John R Levine [EMAIL PROTECTED] wrote: I have a spam-like application that will be sending out thousands of customized single-recipient messages. (It's spam-like because it says you wrote to us about on , but unlike spam, they really did write and I have the saved messages to prove it.) Out of curiosity, does the above boil down to this is not unsolicited email, or to the users wrote to me, and according to the TOS they clicked through, this gives me the right to send them commercial mail? Rather than dumping them all into qmail-inject or qmail-queue which would cause constipation unless I install the big-todo patch which is a pain, I was thinking of calling qmail-remote directly, then qmail-queue if qmail-remote didn't work, with a bunch of remotes going at once.

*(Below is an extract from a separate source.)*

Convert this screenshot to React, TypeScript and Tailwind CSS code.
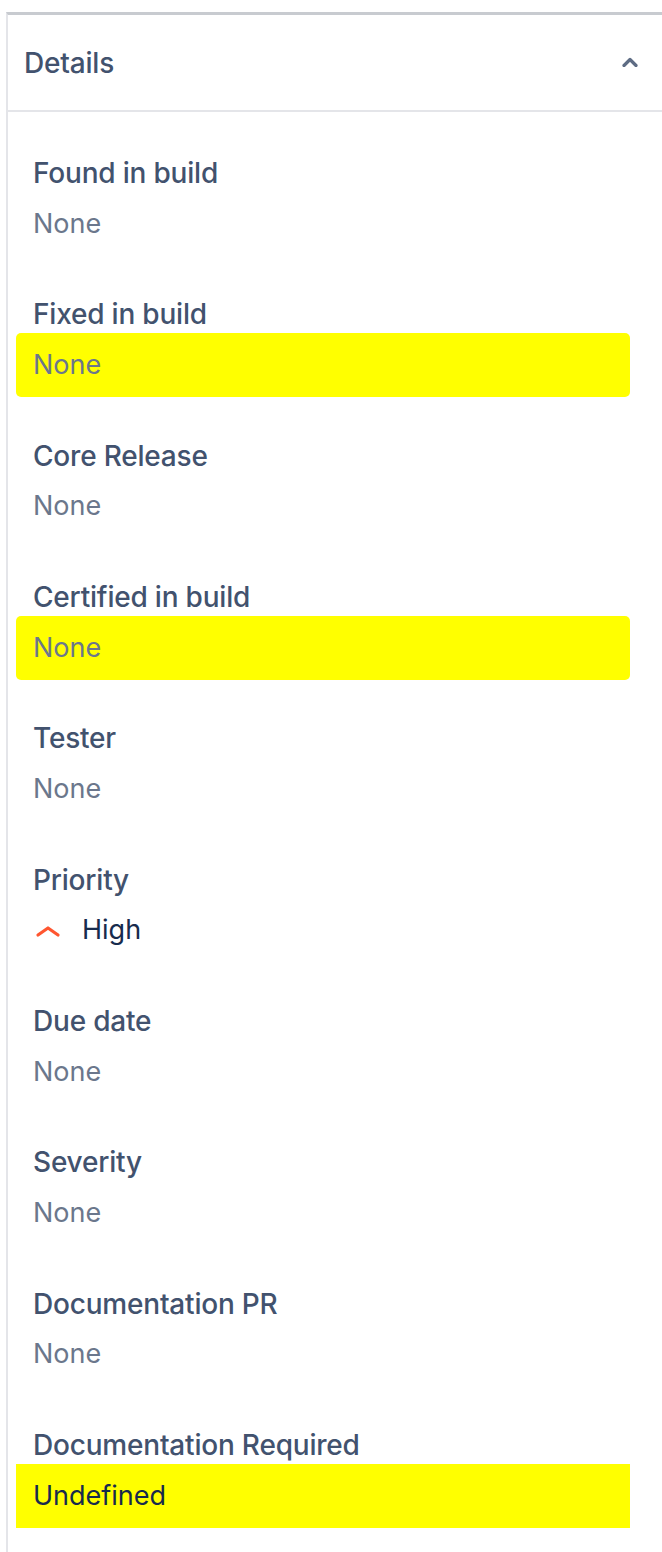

This scheme is used elsewhere, and has been discussed in the qmail list in the past. It is frequently recommended when people ask about multi-million per-recipient customized mailings. Check the list archives for other details. Charles -- --- Charles Cazabon[EMAIL PROTECTED] GPL'ed software available at: http://www.qcc.sk.ca/~charlesc/software/ Any opinions expressed are just that -- my opinions. ---
Re: Lotsa messages with qmail-remote?
On Wed, May 16, 2001 at 02:38:38PM -0400, John R Levine wrote: I have a spam-like application that will be sending out thousands of customized single-recipient messages. (It's spam-like because it says you wrote to us about on , but unlike spam, they really did write and I have the saved messages to prove it.) Rather than dumping them all into qmail-inject or qmail-queue which would cause constipation unless I install the big-todo patch which is a pain, I was thinking of calling qmail-remote directly, then qmail-queue if qmail-remote didn't work, with a bunch of remotes going at once. The addresses come out of a database and the customization is trivial, so I was planning to write it in perl. (The main bottleneck is the network delays for qmail-remote.) But before I do, has someone already written this? I recently did one of these - it was more designed for mass customized mailings and used a pool of sender servers and a distributed queue - we're talking millions and millions of email per day here... It's a complex system and I haven't the code, but I have some experiences that I can share. I used IO::select to handle running multiple qmail-remotes at the same time. qmail-remote has a really small footprint so you can run 1000s of them concurrently on a modest sized server. It takes a fair amount of code to manage multiplexed pipes in conjunction with handling stdout and stderr (execution errors) responses and exit conditions. (I see that there is an IO::Poll in which case I'd probably use that in preference to IO::Select because of some of the select limit issues on some OSes). The next thing you have to worry about is managing your own queue and retries for delivery failures. This can be much simpler and faster than a full qmail-send type queue of course, such as a single flat file for the whole delivery run with an occassional sync. Bounces of course you'll handle with some sort of VERP address. Having said all that, are you talking less than, say, 10,000 mails? If so, one simple strategy is to inject each mail at the rate of say 1 per second. At that rate 1000 mails are injected in about 16 minutes, ten thousand in a little less than 3 hours. That sort of injection rate should not require bigtodo patches so if you don't mind your delivery script running for 3 hours, then that might be the easiest strategy. Regards.